In "My Own Life," I was particularly struck by another passage:
"I have been increasingly conscious, for the last ten years or so, of deaths among my contemporaries. My generation is on the way out, and each death I have felt as an abruption, a tearing away of part of myself. There will be no one like us when we are gone, but then there is no one like anyone else, ever. When people die, they cannot be replaced. They leave holes that cannot be filled, for that is the fate -- the genetic and neural fate -- of every human being to be a unique individual, to find his own path, to live his own life, to die his own death."

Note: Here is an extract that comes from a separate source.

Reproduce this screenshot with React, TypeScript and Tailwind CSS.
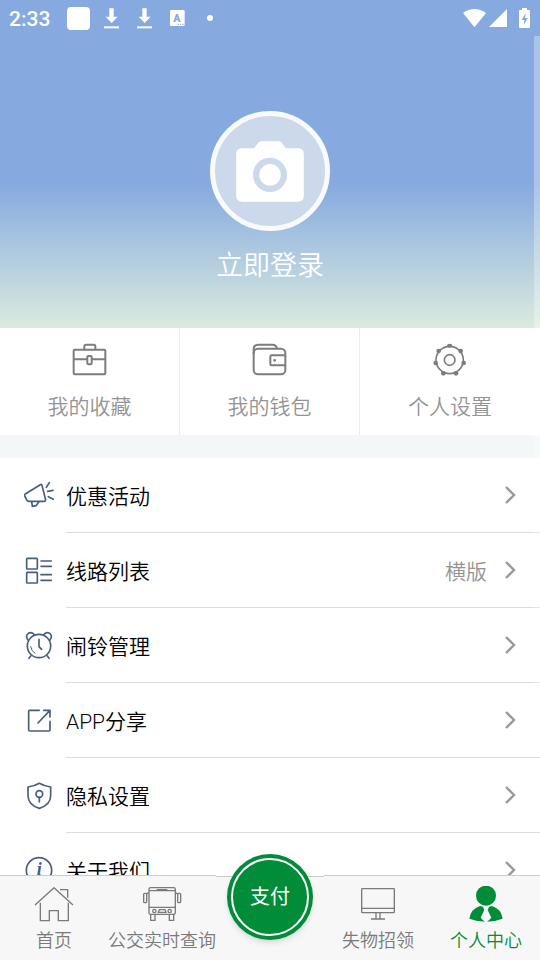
import type { ReactNode } from "react";

function MenuIcon({ children }: { children: ReactNode }) {
  return (
    <svg
      viewBox="0 0 90 90"
      className="size-[30px]"
      fill="none"
      stroke="currentColor"
      strokeWidth="5"
      strokeLinecap="round"
      strokeLinejoin="round"
      aria-hidden="true"
    >
      {children}
    </svg>
  );
}

function QuickIcon({ children }: { children: ReactNode }) {
  return (
    <svg viewBox="0 0 108 108" className="size-9" fill="none" stroke="currentColor" strokeWidth="6" strokeLinejoin="round" aria-hidden="true">
      {children}
    </svg>
  );
}

function TabIcon({ children }: { children: ReactNode }) {
  return (
    <svg viewBox="0 0 120 108" className="h-9 w-10" fill="none" stroke="currentColor" strokeWidth="4" aria-hidden="true">
      {children}
    </svg>
  );
}

function DownloadIcon() {
  return (
    <svg viewBox="0 0 45 63" className="h-[21px] w-[15px]" fill="currentColor" aria-hidden="true">
      <path d="M16 1h13v25h12L23 45 5 26h11z" />
      <path d="M0 55h45v6H0z" />
    </svg>
  );
}

const quickLinks = [
  {
    label: "我的收藏",
    icon: (
      <>
        <rect x="5" y="23" width="95" height="74" rx="3" />
        <path d="M37 23V13q0-5 5-5h23q5 0 5 5v10M5 52h41M59 52h41" />
        <rect x="46" y="42" width="13" height="25" rx="3" />
      </>
    ),
  },
  {
    label: "我的钱包",
    icon: (
      <>
        <rect x="5" y="20" width="95" height="77" rx="13" />
        <path d="M5 36V22Q5 8 19 8h42q12 0 14 12M100 40H59q-4 0-4 4v22q0 4 4 4h41" />
        <circle cx="68" cy="55" r="4" fill="currentColor" stroke="none" />
      </>
    ),
  },
  {
    label: "个人设置",
    icon: (
      <>
        <circle cx="53" cy="54" r="41" strokeWidth="5" />
        <circle cx="53" cy="54" r="16" strokeWidth="5" />
        <g fill="currentColor" stroke="none">
          <ellipse cx="53" cy="11" rx="8" ry="6" />
          <circle cx="86" cy="27" r="7" />
          <circle cx="95" cy="63" r="7" />
          <circle cx="72" cy="94" r="7" />
          <circle cx="34" cy="94" r="7" />
          <circle cx="11" cy="63" r="7" />
          <circle cx="20" cy="27" r="7" />
        </g>
      </>
    ),
  },
];

const menuItems = [
  {
    label: "优惠活动",
    icon: (
      <>
        <path d="M5 38L49 11q4-2 5 2l11 44q0 4-4 4H14q-4 0-5-3L2 45q-1-4 3-7zM23 62l2 14 11-2 9-12" />
        <path d="M67 19l9-14M71 31l16-3M73 47l15 8" />
      </>
    ),
  },
  {
    label: "线路列表",
    value: "横版",
    icon: (
      <>
        <rect x="8" y="7" width="32" height="32" rx="2" />
        <rect x="8" y="49" width="32" height="32" rx="2" />
        <path d="M51 15h31M51 31h31M51 56h31M51 73h31" />
      </>
    ),
  },
  {
    label: "闹铃管理",
    icon: (
      <>
        <circle cx="45" cy="45" r="35" />
        <path d="M12 27Q3 14 13 7q11-6 19 5M78 27q9-13-1-20-11-6-19 5M45 25v22l8 8M20 75l-5 7M70 75l5 7" />
        <path d="M20 47q2 14 13 20" strokeWidth="3" />
      </>
    ),
  },
  {
    label: "APP分享",
    icon: <path d="M46 13H17q-3 0-3 3v56q0 3 3 3h58q3 0 3-3V46M59 13h19v20M42 51l35-37" />,
  },
  {
    label: "隐私设置",
    icon: (
      <>
        <path d="M46 7q15 9 34 11v27q-1 27-34 37Q13 72 12 45V18q19-2 34-11z" />
        <circle cx="46" cy="39" r="10" />
        <path d="M46 49v14" />
      </>
    ),
  },
  {
    label: "关于我们",
    icon: (
      <>
        <circle cx="45" cy="43" r="38" />
        <text
          x="46"
          y="58"
          textAnchor="middle"
          fill="currentColor"
          stroke="none"
          className="font-['Liberation_Serif',serif] text-[54px] font-bold italic"
        >
          i
        </text>
      </>
    ),
  },
];

const leftTabs = [
  {
    label: "首页",
    icon: <path d="M3 57L60 5l57 52M19 50v54h27V74h27v30h30V50M78 11h23v24" strokeLinejoin="round" />,
  },
  {
    label: "公交实时查询",
    icon: (
      <>
        <rect x="21" y="5" width="79" height="80" rx="5" />
        <path d="M21 14h79M21 64h79M44 11h32M14 24q0-3 7-3M107 24q0-3-7-3" />
        <rect x="5" y="22" width="9" height="28" rx="3" />
        <rect x="107" y="22" width="9" height="28" rx="3" />
        <circle cx="37" cy="75" r="5" />
        <circle cx="83" cy="75" r="5" />
        <path d="M52 71h17l3 8H49z" />
        <path d="M26 86v17h13V86M82 86v17h13V86" />
      </>
    ),
  },
];

const rightTabs = [
  {
    label: "失物招领",
    icon: (
      <>
        <rect x="11" y="8" width="98" height="72" rx="2" />
        <path d="M11 67h98M54 80v19M66 80v19M39 99h42" />
      </>
    ),
  },
  {
    label: "个人中心",
    active: true,
    icon: (
      <g stroke="none">
        <circle cx="60" cy="29" r="30" fill="currentColor" />
        <path d="M42 60Q14 69 10 98q50 19 100 0-4-29-32-38-18 6-36 0z" fill="currentColor" />
        <path d="M54 60h12l3 3-4 9 11 23-13 13h-6L44 95l11-23-4-9z" fill="#f7f7f7" />
      </g>
    ),
  },
];

interface TabProps {
  label: string;
  icon: ReactNode;
  active?: boolean;
}

function Tab({ label, icon, active }: TabProps) {
  return (
    <a
      href="#"
      aria-current={active ? "page" : undefined}
      className={`flex flex-1 flex-col items-center gap-[5px] border-t border-[#cccccc] bg-[#f7f7f7] pt-[10px] ${
        active ? "text-[#008c38]" : "text-[#7a7a7a]"
      }`}
    >
      <TabIcon>{icon}</TabIcon>
      <span className="text-[18px] leading-7 whitespace-nowrap">{label}</span>
    </a>
  );
}

function StatusBar() {
  return (
    <div className="flex h-9 shrink-0 items-center bg-[#86a9df] pr-[10px] pl-[9px] text-white">
      <span className="w-[58px] pt-[2px] text-[21px] leading-8 font-medium">2:33</span>
      <div className="flex flex-1 items-center">
        <span className="mr-[14px] size-[23px] rounded-[4px] bg-white" />
        <div className="flex items-center gap-[18px]">
          <DownloadIcon />
          <DownloadIcon />
          <svg viewBox="0 0 45 48" className="h-4 w-[15px]" aria-hidden="true">
            <rect width="44" height="48" rx="4" fill="currentColor" />
            <text x="21" y="35" textAnchor="middle" fill="#86a9df" className="text-[32px] font-black">A</text>
            <path d="M23 43h4M30 43h4M37 43h4" stroke="#86a9df" strokeWidth="3" />
          </svg>
        </div>
        <span className="ml-[22px] size-[6px] rounded-full bg-white" />
      </div>
      <div className="flex items-center">
        <svg viewBox="0 0 68 56" className="h-[19px] w-[23px]" fill="currentColor" aria-hidden="true">
          <path d="M0 12Q34-12 68 12L34 54z" />
        </svg>
        <svg viewBox="0 0 54 54" className="ml-[3px] size-[18px]" fill="currentColor" aria-hidden="true">
          <path d="M54 0v54H0z" />
        </svg>
        <svg viewBox="0 0 33 60" className="ml-3 h-5 w-[11px]" fill="currentColor" aria-hidden="true">
          <path d="M9 0h15v6h6q3 0 3 3v48q0 3-3 3H3q-3 0-3-3V9q0-3 3-3h6z" />
          <path d="M20 15L8 36h8l-2 16 12-22h-8z" fill="#86a9df" />
        </svg>
      </div>
    </div>
  );
}

export default function App() {
  return (
    <div className="flex h-screen flex-col overflow-hidden bg-white font-[Roboto,'Noto_Sans_CJK_SC',sans-serif] font-[350]">
      <StatusBar />
      <main className="relative flex-1 overflow-hidden">
        <header className="flex flex-col items-center bg-linear-to-b from-[#86a9df] from-50% to-[#dbebde] pt-[75px] pb-[42px]">
          <button
            type="button"
            aria-label="上传头像"
            className="flex size-[120px] items-center justify-center rounded-full border-[5px] border-[#f8fafe] bg-[#ccd9eb]"
          >
            <svg viewBox="0 0 204 184" className="h-[61px] w-[68px]" aria-hidden="true">
              <path
                d="M18 22h36L68 4q3-3 8-3h52q5 0 8 3l14 18h36q18 0 18 18v125q0 18-18 18H18q-18 0-18-18V40q0-18 18-18z"
                fill="#fff"
              />
              <circle cx="102" cy="102" r="42" fill="#fff" stroke="#ccd9eb" strokeWidth="19" />
            </svg>
          </button>
          <button type="button" className="mt-[15px] text-[27px] leading-10 text-white">
            立即登录
          </button>
        </header>

        <nav className="grid grid-cols-3 divide-x divide-[#ececec]">
          {quickLinks.map((link) => (
            <a key={link.label} href="#" className="flex flex-col items-center pt-[14px] pb-3 text-[#7d7d7d]">
              <QuickIcon>{link.icon}</QuickIcon>
              <span className="mt-[13px] text-[21px] leading-8 text-[#949494]">{link.label}</span>
            </a>
          ))}
        </nav>

        <div className="h-[23px] bg-[#f3f7f8]" />

        <ul>
          {menuItems.map((item) => (
            <li key={item.label}>
              <button type="button" className="flex h-[75px] w-full items-center gap-3 pl-6 text-left text-[21px] text-black">
                <span className="text-[#4a5d7e]">
                  <MenuIcon>{item.icon}</MenuIcon>
                </span>
                <span className="flex h-full flex-1 items-center border-b border-[#dcdcdc] pr-6">
                  <span className="flex-1 pt-[5px]">{item.label}</span>
                  {item.value && <span className="mr-[18px] pt-[5px] text-[#949494]">{item.value}</span>}
                  <svg viewBox="0 0 11 18" className="h-[18px] w-[11px]" fill="none" stroke="#999999" strokeWidth="2.4" aria-hidden="true">
                    <path d="M1 1l8 8-8 8" />
                  </svg>
                </span>
              </button>
            </li>
          ))}
        </ul>

        <div className="absolute top-0 right-0 h-[670px] w-[6px] bg-white/30" />
      </main>

      <nav className="flex h-[85px] shrink-0">
        {leftTabs.map((tab) => (
          <Tab key={tab.label} {...tab} />
        ))}
        <div className="relative mt-px flex flex-1 justify-center border-t border-[#cccccc] bg-[#f7f7f7]">
          <button
            type="button"
            className="absolute -top-[23px] size-[86px] rounded-full bg-[#008c38] p-1 text-[20px] font-normal text-white shadow-md"
          >
            <span className="flex size-full items-center justify-center rounded-full border-2 border-white">支付</span>
          </button>
        </div>
        {rightTabs.map((tab) => (
          <Tab key={tab.label} {...tab} />
        ))}
      </nav>
    </div>
  );
}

Since I became a mother nearly three years ago, my sense of life's preciousness has grown much more acute. As I struggle to comprehend the next new massacre, in the U.S. and across the world (including not just the big, news-blown killings, but the more subtle ones from climate change, civil war, and poverty), I find myself reflecting on this passage. What Sacks offers is sanity -- to view each wild and precious life as something special, to be recognized, remembered and mourned. Like the good doctor, I refuse to abide by nihilism.
What would Oliver Sacks do? I'm still working out the answer. I do know that today, with Gratitude on my mind, instead of rushing home after my daughter's music class, as we usually do, I suggested a walk through the neighborhood. We stopped in at a crowded cafe, where we shared a hot chocolate and admired the holiday decorations. We pointed out circles. We talked about how good the hot chocolate was. Through it all, I basked in my daughter's smile beaming from her sweet round face.
On a simple Friday afternoon, I like to think that Oliver Sacks might have been pleased with that small, needed moment.
'Gratitude' was released Nov. 24, 2015 and is available now.